* _WHAT YOU WILL DO_
Reproduce the listing below exactly, beginning with its first line and ending with the line that holds "import React from"; pictures are not part of the copy.

* _THE RECORDS_
** START **

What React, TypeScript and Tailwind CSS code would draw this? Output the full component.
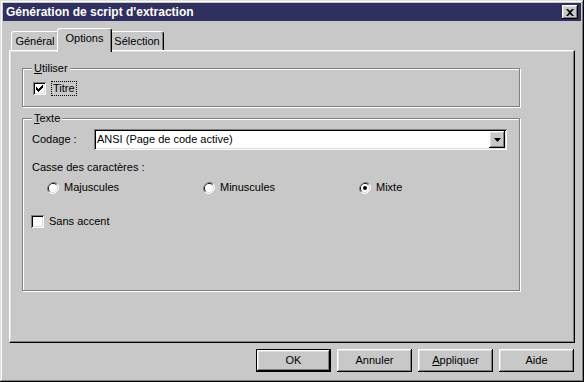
import React from "react";

const raised =
  "shadow-[inset_-1px_-1px_#000,inset_1px_1px_#fff,inset_-2px_-2px_#808080,inset_2px_2px_#dfdfdf]";
const sunken =
  "shadow-[inset_1px_1px_#808080,inset_-1px_-1px_#fff,inset_2px_2px_#000,inset_-2px_-2px_#dfdfdf]";

function Checkbox({ checked }: { checked?: boolean }) {
  return (
    <div className={`w-[13px] h-[13px] bg-white shrink-0 flex items-center justify-center ${sunken}`}>
      {checked && (
        <svg width="7" height="7" viewBox="0 0 7 7">
          <path d="M0 2h1v1h1v1h1V3h1V2h1V1h1V0h1v3H6v1H5v1H4v1H3v1H2V6H1V5H0z" fill="#000" />
        </svg>
      )}
    </div>
  );
}

function Radio({ label, checked }: { label: string; checked?: boolean }) {
  return (
    <div className="w-[156px] flex items-center gap-[5px]">
      <svg width="12" height="12" viewBox="0 0 12 12" className="shrink-0">
        <path d="M10.2 1.8A6 6 0 0 0 1.8 10.2" stroke="#808080" strokeWidth="1" fill="none" />
        <path d="M1.8 10.2A6 6 0 0 0 10.2 1.8" stroke="#fff" strokeWidth="1" fill="none" />
        <path d="M9.5 2.5A5 5 0 0 0 2.5 9.5" stroke="#000" strokeWidth="1" fill="none" />
        <path d="M2.5 9.5A5 5 0 0 0 9.5 2.5" stroke="#dfdfdf" strokeWidth="1" fill="none" />
        <circle cx="6" cy="6" r="4" fill="#fff" />
        {checked && <circle cx="6" cy="6" r="2" fill="#000" />}
      </svg>
      <span>{label}</span>
    </div>
  );
}

function Tab({ label, active, width }: { label: string; active?: boolean; width: string }) {
  return (
    <div
      className={
        active
          ? `relative z-10 -mx-[2px] -mb-[2px] ${width} h-[24px] pb-[4px] bg-[#c8c8c8] border-t border-l border-white border-r border-r-black rounded-t-[3px] shadow-[inset_-1px_0_#808080] flex items-center justify-center`
          : `${width} h-[19px] bg-[#c8c8c8] border-t border-l border-white border-r border-r-black rounded-t-[3px] shadow-[inset_-1px_0_#808080] flex items-center justify-center`
      }
    >
      {label}
    </div>
  );
}

function Button({ children, isDefault }: { children: React.ReactNode; isDefault?: boolean }) {
  return (
    <div className={`w-[75px] h-[23px] ${isDefault ? "border border-black" : ""}`}>
      <div className={`w-full h-full flex items-center justify-center ${raised}`}>{children}</div>
    </div>
  );
}

export default function App() {
  return (
    <div className="w-[584px] h-[382px] bg-[#c8c8c8] p-[3px] flex flex-col text-[11px] leading-[13px] text-black font-['Liberation_Sans',Arial,sans-serif] shadow-[inset_-1px_-1px_#000,inset_1px_1px_#dfdfdf,inset_-2px_-2px_#808080,inset_2px_2px_#fff]">
      {/* Title bar */}
      <div className="h-[18px] bg-[#303060] flex items-center justify-between pl-[3px] pr-[3px]">
        <span className="text-white font-bold text-[12px]">Génération de script d'extraction</span>
        <div className={`w-[16px] h-[14px] bg-[#c8c8c8] flex items-center justify-center ${raised}`}>
          <svg width="8" height="7" viewBox="0 0 8 7">
            <path d="M0 0h2l2 2 2-2h2L5 3.5 8 7H6L4 5 2 7H0l3-3.5z" fill="#000" />
          </svg>
        </div>
      </div>

      {/* Tabs */}
      <div className="mx-[6px] mt-[7px] flex flex-col">
        <div className="h-[22px] flex items-end pl-[2px]">
          <Tab label="Général" width="w-[48px]" />
          <Tab label="Options" width="w-[55px]" active />
          <Tab label="Sélection" width="w-[54px]" />
        </div>

        <div className="h-[293px] border-t border-l border-white border-r border-b border-r-black border-b-black shadow-[inset_-1px_-1px_#808080,inset_1px_1px_#dfdfdf] pl-[12px] pt-[17px]">
          {/* Utiliser */}
          <div className="relative w-[498px] h-[39px] border border-[#808080] shadow-[inset_1px_1px_#fff,1px_1px_#fff] pl-[10px] pt-[12px]">
            <span className="absolute -top-[7px] left-[9px] px-[2px] bg-[#c8c8c8]">
              <span className="underline">U</span>tiliser
            </span>
            <div className="flex items-center gap-[5px]">
              <Checkbox checked />
              <span className="border border-dotted border-black px-[1px] leading-[13px]">Titre</span>
            </div>
          </div>

          {/* Texte */}
          <div className="relative mt-[11px] w-[498px] h-[173px] border border-[#808080] shadow-[inset_1px_1px_#fff,1px_1px_#fff] pt-[10px]">
            <span className="absolute -top-[7px] left-[9px] px-[2px] bg-[#c8c8c8]">
              <span className="underline">T</span>exte
            </span>
            <div className="flex items-center pl-[9px]">
              <span className="w-[62px]">Codage :</span>
              <div className={`w-[413px] h-[21px] bg-white flex items-center justify-between pl-[3px] pr-[2px] ${sunken}`}>
                <span>ANSI (Page de code active)</span>
                <div className={`w-[16px] h-[17px] bg-[#c8c8c8] flex items-center justify-center ${raised}`}>
                  <svg width="7" height="4" viewBox="0 0 7 4">
                    <path d="M0 0h7L3.5 4z" fill="#000" />
                  </svg>
                </div>
              </div>
            </div>
            <div className="mt-[11px] pl-[9px]">Casse des caractères :</div>
            <div className="mt-[7px] pl-[24px] flex">
              <Radio label="Majuscules" />
              <Radio label="Minuscules" />
              <Radio label="Mixte" checked />
            </div>
            <div className="mt-[21px] pl-[8px] flex items-center gap-[5px]">
              <Checkbox />
              <span>Sans accent</span>
            </div>
          </div>
        </div>
      </div>

      {/* Buttons */}
      <div className="mt-[6px] pr-[7px] flex justify-end gap-[6px]">
        <Button isDefault>OK</Button>
        <Button>Annuler</Button>
        <Button>
          <span>
            <span className="underline">A</span>ppliquer
          </span>
        </Button>
        <Button>Aide</Button>
      </div>
    </div>
  );
}
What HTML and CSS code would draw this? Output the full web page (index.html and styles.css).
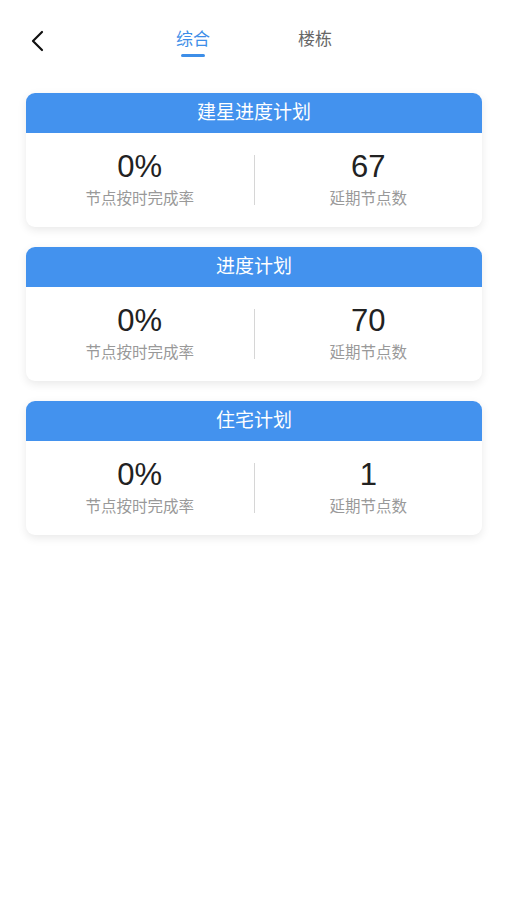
FILE: index.html
```html
<!DOCTYPE html>
<html lang="zh-CN">
<head>
    <meta charset="UTF-8">
    <meta name="viewport" content="width=device-width, initial-scale=1.0">
    <title>综合</title>
    <link rel="stylesheet" href="styles.css">
</head>
<body>

    <!-- Top bar with tabs -->
    <div class="topbar">
        <span class="back">
            <svg width="14" height="22" viewBox="0 0 14 22"><path d="M12 2 L3 11 L12 20" fill="none" stroke="#111" stroke-width="2.2" stroke-linecap="round" stroke-linejoin="round"/></svg>
        </span>
        <div class="tabs">
            <span class="tab active">综合</span>
            <span class="tab">楼栋</span>
        </div>
    </div>

    <div class="list">
        <div class="card">
            <div class="card-title">建星进度计划</div>
            <div class="card-body">
                <div class="stat">
                    <div class="value">0%</div>
                    <div class="label">节点按时完成率</div>
                </div>
                <div class="divider"></div>
                <div class="stat">
                    <div class="value">67</div>
                    <div class="label">延期节点数</div>
                </div>
            </div>
        </div>

        <div class="card">
            <div class="card-title">进度计划</div>
            <div class="card-body">
                <div class="stat">
                    <div class="value">0%</div>
                    <div class="label">节点按时完成率</div>
                </div>
                <div class="divider"></div>
                <div class="stat">
                    <div class="value">70</div>
                    <div class="label">延期节点数</div>
                </div>
            </div>
        </div>

        <div class="card">
            <div class="card-title">住宅计划</div>
            <div class="card-body">
                <div class="stat">
                    <div class="value">0%</div>
                    <div class="label">节点按时完成率</div>
                </div>
                <div class="divider"></div>
                <div class="stat">
                    <div class="value">1</div>
                    <div class="label">延期节点数</div>
                </div>
            </div>
        </div>
    </div>

</body>
</html>
```

FILE: styles.css
```css
body { margin: 0; background: #fff; font-family: "Liberation Sans", "Noto Sans CJK SC", sans-serif; color: #222; }

.topbar { position: relative; height: 80px; }
.back { position: absolute; left: 30px; top: 30px; }
.tabs { display: flex; padding-left: 176px; padding-top: 29px; gap: 88px; }
.tab { font-size: 17px; line-height: 22px; color: #666; position: relative; }
.tab.active { color: #3d8ee8; }
.tab.active::after { content: ""; position: absolute; left: 5px; right: 5px; top: 25px; height: 3px; border-radius: 2px; background: #3d8ee8; }

.list { display: flex; flex-direction: column; gap: 20px; padding: 13px 25px 30px 26px; }
.card { border-radius: 9px; overflow: hidden; background: #fff; box-shadow: 0 3px 10px rgba(0, 0, 0, 0.09); }
.card-title { height: 40px; line-height: 40px; background: #4392ee; color: #fff; text-align: center; font-size: 19px; }
.card-body { display: flex; align-items: center; height: 94px; }
.stat { flex: 1; text-align: center; }
.value { font-size: 31px; line-height: 32px; color: #222; }
.label { font-size: 15.5px; line-height: 20px; color: #999; margin-top: 6px; }
.divider { width: 1px; height: 50px; background: #d6d6d6; }
```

** END **

* _THE ANSWER_
What React, TypeScript and Tailwind CSS code would draw this? Output the full component.
import React from "react";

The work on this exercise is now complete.